◆ Stated problem ◆
Copy all lines in which the word "React" can be found.

◆ Supplied material ◆
* * *
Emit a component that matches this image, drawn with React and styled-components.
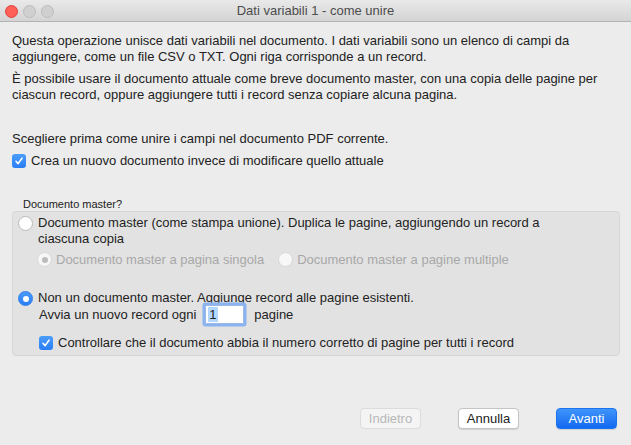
* * *
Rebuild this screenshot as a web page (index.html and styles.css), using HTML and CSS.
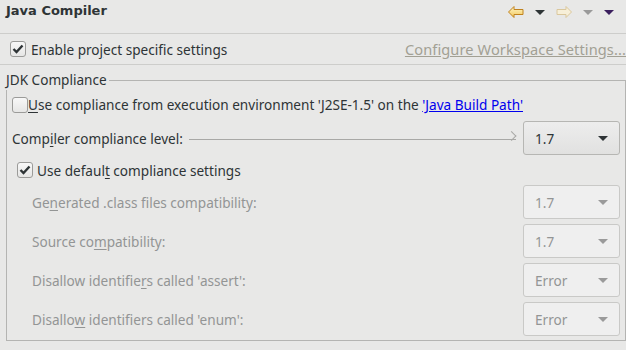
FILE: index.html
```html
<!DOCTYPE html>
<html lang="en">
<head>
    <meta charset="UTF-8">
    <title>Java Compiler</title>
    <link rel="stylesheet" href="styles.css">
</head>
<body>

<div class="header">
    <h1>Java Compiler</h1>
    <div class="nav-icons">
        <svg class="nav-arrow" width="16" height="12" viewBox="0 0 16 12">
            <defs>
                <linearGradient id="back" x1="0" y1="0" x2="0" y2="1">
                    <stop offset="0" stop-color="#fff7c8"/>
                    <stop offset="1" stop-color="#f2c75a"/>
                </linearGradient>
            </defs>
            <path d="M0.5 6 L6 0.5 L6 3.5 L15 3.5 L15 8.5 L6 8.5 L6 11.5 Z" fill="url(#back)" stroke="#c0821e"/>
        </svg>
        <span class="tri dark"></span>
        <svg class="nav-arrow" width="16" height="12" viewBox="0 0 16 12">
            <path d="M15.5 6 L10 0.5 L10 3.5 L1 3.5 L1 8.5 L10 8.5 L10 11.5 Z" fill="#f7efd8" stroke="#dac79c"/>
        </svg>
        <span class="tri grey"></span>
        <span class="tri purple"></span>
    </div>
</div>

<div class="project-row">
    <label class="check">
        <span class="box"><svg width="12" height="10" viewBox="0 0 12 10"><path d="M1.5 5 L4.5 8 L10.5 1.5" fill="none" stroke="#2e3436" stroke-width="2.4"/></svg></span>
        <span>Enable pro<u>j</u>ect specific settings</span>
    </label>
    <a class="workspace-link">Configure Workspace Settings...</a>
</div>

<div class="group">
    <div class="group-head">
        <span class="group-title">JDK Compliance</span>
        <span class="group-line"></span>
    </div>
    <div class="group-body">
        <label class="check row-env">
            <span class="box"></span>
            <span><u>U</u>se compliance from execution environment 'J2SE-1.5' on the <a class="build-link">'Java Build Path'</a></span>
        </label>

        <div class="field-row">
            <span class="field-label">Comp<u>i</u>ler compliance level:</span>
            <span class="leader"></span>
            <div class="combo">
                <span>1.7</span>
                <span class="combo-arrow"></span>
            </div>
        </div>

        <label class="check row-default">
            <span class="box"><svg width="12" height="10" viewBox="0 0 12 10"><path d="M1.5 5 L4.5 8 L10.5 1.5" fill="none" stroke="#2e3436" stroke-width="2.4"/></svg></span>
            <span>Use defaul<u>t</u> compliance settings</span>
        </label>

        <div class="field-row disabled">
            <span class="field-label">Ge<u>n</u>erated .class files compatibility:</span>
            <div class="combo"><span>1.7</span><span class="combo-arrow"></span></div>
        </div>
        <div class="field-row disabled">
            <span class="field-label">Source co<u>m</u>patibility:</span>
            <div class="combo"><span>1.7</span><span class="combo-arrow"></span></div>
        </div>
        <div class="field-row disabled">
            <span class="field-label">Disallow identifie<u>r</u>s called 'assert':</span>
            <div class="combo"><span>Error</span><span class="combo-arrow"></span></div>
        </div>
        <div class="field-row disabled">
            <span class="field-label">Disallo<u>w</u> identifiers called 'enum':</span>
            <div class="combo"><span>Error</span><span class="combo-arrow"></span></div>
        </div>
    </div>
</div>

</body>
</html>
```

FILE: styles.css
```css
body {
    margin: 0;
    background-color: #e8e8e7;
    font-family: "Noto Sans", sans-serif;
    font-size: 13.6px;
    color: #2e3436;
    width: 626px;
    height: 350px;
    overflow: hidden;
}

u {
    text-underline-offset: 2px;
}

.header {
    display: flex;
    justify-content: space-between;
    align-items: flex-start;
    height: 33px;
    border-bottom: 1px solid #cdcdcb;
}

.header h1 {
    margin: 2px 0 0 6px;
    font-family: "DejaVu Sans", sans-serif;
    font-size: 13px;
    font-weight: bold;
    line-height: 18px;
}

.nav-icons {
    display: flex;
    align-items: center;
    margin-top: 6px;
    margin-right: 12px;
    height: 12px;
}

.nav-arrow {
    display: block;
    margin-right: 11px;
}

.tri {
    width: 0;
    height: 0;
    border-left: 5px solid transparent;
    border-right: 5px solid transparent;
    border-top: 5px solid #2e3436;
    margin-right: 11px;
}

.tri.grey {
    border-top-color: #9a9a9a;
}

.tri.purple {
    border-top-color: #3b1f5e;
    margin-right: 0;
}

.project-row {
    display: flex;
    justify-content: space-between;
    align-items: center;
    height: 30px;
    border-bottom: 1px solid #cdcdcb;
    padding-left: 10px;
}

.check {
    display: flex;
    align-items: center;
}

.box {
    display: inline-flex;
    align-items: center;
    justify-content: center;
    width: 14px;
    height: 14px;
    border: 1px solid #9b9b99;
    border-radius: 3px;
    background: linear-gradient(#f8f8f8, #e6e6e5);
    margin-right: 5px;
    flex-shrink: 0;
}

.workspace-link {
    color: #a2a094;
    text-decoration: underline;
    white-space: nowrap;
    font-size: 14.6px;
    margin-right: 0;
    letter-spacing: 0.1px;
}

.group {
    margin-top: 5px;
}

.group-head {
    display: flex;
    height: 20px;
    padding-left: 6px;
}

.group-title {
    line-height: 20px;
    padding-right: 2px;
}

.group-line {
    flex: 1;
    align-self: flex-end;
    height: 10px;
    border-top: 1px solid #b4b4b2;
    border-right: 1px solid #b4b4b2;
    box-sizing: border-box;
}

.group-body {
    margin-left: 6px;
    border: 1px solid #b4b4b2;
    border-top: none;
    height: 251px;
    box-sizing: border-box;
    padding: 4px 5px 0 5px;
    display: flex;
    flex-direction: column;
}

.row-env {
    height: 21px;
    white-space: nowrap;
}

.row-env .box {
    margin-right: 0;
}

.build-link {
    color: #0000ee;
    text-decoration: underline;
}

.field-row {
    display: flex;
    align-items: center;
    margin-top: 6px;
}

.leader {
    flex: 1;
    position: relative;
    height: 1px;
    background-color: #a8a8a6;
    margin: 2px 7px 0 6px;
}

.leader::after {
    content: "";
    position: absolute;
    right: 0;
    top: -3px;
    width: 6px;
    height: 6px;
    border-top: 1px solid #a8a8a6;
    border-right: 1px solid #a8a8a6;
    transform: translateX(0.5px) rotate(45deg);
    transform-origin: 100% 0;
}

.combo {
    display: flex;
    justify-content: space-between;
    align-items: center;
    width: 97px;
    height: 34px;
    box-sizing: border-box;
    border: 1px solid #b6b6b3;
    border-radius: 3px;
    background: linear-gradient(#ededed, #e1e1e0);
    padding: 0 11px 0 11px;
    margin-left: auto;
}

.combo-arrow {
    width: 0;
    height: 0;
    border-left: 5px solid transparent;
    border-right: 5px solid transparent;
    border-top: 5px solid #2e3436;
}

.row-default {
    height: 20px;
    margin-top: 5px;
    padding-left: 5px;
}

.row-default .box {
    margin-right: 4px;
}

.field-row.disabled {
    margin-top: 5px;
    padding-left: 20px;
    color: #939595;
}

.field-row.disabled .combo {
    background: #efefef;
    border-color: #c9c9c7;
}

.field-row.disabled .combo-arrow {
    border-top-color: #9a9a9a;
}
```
* * *
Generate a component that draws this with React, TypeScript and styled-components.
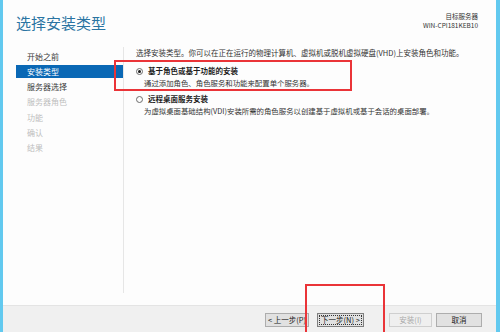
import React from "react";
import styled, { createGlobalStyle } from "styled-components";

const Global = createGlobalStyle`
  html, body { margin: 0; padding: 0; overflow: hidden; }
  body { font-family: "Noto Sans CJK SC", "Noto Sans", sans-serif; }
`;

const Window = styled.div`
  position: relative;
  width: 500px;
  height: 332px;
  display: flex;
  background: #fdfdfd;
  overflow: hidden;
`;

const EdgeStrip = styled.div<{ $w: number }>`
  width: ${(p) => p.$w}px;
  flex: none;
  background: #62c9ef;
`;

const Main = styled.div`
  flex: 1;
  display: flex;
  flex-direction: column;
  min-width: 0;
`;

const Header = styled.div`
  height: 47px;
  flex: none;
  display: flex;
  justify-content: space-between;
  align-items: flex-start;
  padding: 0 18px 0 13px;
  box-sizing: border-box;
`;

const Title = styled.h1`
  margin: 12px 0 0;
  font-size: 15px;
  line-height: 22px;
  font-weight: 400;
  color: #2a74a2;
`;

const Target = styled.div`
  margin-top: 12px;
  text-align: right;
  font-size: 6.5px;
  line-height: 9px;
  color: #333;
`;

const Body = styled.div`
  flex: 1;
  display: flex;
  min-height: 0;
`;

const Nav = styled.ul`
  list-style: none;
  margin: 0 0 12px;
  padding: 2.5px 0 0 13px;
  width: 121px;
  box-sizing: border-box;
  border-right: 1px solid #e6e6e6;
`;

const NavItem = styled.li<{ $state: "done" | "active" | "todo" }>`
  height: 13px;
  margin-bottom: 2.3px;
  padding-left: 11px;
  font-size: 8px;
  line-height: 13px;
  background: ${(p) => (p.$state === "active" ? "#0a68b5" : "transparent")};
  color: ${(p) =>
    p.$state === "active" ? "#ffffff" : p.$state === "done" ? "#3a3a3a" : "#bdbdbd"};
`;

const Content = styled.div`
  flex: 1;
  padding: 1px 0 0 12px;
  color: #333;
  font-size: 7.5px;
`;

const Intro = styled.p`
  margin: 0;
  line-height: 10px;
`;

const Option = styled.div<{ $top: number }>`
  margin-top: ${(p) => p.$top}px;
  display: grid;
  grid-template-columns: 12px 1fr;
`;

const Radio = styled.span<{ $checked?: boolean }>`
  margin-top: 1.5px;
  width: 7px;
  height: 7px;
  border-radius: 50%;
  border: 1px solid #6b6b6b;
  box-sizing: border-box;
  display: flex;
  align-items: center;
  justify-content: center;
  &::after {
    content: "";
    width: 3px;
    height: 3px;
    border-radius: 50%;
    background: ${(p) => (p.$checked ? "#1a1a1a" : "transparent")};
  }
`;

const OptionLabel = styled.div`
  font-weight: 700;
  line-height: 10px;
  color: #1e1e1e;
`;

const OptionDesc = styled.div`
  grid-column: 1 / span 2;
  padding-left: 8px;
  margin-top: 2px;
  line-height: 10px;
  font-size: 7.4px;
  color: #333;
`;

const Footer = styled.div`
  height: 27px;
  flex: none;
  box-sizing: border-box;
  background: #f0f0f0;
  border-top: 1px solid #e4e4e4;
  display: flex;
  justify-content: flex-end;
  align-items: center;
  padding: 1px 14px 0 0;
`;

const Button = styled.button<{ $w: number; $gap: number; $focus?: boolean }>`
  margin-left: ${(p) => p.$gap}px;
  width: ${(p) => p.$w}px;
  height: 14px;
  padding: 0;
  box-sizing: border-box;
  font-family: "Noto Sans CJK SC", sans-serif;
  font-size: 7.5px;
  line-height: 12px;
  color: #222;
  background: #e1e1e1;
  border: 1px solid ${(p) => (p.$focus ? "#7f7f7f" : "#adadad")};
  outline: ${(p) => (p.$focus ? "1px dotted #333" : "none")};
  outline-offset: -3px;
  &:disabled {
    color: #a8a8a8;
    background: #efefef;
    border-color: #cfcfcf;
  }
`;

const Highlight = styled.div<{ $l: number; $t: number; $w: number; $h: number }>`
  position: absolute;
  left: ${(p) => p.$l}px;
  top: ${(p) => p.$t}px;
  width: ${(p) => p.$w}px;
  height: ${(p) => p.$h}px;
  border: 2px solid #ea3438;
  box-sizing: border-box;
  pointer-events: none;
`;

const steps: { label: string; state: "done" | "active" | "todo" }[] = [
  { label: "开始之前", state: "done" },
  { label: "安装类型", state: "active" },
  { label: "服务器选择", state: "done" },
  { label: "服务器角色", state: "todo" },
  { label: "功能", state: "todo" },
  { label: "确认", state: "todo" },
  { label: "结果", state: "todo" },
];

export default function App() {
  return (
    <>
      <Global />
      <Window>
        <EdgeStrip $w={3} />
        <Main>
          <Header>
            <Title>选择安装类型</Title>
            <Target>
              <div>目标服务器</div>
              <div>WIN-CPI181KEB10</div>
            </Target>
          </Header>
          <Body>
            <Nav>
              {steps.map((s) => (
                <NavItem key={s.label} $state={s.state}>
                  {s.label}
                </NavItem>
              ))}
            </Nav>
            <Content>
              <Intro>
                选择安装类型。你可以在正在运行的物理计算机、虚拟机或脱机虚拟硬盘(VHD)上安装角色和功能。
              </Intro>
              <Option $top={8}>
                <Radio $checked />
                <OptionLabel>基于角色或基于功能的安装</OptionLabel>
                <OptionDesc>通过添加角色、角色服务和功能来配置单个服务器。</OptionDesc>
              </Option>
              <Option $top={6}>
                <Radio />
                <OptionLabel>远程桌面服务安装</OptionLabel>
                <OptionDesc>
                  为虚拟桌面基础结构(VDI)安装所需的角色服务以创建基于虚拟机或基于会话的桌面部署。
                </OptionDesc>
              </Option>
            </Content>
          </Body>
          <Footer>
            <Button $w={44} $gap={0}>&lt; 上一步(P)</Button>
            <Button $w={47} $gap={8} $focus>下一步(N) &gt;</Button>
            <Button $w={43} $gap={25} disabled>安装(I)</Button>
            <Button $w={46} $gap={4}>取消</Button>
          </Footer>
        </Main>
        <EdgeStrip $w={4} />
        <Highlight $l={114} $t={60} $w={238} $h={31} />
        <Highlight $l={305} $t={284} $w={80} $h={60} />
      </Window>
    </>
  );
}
* * *
◆ Result ◆
Emit a component that matches this image, drawn with React and styled-components.
Generate a component that draws this with React, TypeScript and styled-components.
import React from "react";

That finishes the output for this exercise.